# Gooey, smelly, brown and black mold in LG refrigerator evaporation pan



## jmon (Nov 5, 2012)

Use a shop vac, suck that crap out, or clean it out by hand and wipe down good with 50/50 solution of bleach and water. 

Once pan is clean, clean out your shop vac, put bag back in and vacuum all the dust and crap off the evaporator, condenser, compressor coils. That heats up and there is a fan that circulates the air around, dries out the water collected in the drain pan between defrost cycles. 

Is fridge at least inch away from wall? is there good ventilation all around it?

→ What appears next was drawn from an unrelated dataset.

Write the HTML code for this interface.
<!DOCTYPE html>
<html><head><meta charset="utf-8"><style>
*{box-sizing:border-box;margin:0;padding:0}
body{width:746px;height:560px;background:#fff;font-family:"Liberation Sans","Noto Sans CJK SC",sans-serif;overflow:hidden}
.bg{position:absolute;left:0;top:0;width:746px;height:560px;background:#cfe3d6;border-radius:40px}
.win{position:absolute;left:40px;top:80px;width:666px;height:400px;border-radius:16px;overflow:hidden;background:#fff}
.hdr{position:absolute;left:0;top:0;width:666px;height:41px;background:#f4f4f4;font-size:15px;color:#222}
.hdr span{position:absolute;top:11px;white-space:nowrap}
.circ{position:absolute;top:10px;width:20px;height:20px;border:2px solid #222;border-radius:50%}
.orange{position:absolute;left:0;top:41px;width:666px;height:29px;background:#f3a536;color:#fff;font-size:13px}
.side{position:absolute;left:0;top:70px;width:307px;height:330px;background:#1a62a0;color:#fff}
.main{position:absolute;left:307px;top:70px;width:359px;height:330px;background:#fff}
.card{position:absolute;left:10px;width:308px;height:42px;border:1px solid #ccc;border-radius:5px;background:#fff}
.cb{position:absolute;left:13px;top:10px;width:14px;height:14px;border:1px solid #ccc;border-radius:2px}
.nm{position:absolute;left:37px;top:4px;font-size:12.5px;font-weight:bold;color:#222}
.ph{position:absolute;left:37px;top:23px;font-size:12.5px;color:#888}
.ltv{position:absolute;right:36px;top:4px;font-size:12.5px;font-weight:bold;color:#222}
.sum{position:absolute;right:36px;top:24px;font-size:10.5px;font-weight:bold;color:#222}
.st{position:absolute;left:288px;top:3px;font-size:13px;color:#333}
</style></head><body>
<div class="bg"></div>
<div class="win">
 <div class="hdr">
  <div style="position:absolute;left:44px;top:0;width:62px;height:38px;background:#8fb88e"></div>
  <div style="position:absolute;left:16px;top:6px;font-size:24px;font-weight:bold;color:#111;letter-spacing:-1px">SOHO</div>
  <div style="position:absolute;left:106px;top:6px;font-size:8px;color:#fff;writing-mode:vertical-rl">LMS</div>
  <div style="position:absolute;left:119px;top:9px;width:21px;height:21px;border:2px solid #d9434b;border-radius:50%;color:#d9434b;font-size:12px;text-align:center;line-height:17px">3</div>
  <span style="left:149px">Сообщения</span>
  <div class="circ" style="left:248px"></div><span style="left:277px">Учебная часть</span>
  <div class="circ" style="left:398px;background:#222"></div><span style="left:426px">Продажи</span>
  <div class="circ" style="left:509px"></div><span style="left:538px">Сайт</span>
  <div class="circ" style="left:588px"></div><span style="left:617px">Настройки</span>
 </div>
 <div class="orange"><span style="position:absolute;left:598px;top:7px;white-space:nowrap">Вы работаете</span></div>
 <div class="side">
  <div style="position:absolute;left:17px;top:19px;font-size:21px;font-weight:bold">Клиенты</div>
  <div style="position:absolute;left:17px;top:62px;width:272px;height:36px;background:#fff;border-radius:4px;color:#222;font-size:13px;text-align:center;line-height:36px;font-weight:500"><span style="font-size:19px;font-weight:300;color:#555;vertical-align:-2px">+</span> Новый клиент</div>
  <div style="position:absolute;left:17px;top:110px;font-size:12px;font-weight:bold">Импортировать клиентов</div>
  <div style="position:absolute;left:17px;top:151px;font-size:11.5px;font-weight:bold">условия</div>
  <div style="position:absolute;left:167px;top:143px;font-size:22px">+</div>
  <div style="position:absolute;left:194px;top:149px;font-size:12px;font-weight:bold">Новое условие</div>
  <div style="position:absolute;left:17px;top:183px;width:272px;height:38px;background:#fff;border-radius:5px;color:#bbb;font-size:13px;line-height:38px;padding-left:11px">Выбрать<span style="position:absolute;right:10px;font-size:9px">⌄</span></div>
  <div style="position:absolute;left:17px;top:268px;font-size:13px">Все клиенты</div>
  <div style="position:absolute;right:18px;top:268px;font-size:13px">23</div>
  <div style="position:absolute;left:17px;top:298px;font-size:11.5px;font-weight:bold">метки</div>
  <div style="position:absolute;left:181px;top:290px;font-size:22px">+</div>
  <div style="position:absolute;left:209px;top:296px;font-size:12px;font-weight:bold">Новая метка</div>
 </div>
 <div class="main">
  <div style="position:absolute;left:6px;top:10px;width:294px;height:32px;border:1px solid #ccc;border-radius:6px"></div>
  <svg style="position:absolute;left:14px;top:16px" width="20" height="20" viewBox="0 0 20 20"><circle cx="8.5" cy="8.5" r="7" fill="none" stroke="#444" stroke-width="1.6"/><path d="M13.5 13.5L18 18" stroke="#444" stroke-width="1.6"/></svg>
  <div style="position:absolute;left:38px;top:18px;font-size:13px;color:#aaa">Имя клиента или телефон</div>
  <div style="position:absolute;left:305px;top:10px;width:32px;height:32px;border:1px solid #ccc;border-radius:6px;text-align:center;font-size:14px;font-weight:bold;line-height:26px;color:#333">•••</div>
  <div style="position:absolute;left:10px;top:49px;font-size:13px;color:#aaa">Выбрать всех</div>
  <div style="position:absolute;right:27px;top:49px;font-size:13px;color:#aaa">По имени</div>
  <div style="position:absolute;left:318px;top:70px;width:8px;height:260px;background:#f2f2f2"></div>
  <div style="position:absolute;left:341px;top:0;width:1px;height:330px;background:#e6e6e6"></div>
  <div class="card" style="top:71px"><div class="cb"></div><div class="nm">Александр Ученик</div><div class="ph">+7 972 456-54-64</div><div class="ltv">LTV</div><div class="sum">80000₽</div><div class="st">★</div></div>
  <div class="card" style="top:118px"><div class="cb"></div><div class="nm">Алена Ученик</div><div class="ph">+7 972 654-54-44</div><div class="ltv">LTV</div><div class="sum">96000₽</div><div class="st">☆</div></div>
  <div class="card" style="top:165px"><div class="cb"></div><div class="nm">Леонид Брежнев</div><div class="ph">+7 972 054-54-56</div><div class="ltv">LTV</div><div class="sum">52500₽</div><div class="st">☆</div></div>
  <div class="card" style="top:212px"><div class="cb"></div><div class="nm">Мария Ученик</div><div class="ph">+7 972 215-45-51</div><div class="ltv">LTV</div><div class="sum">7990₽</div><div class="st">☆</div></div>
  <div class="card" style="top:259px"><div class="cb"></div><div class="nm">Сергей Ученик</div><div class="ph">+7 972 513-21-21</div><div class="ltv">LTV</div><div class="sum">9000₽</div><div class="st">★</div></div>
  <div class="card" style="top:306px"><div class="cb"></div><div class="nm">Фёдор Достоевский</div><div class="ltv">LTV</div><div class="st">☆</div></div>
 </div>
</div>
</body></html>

Is the fan working?

My thinking is if you clean those coils, make sure it has sufficient air flow around fridge, make sure fan is working, it will help keep that drain pan dry between defrost cycles..

Shouldn't be that much build-up and gunk. it should dry out between defrost cycles.


----------



## czissman1 (Nov 8, 2019)

Thanks for the cleanup tips


----------



## John Smith_inFL (Jun 15, 2018)

yep - stagnant water and heat is a garden for some really ugly stuff


----------



## Bob Sanders (Nov 10, 2013)

czissman1 said:


> Most importantly, how do I keep it from happening again???


Everybody who owns a frost free frdige/freezer has the same issue. Just clean it out once a year.


----------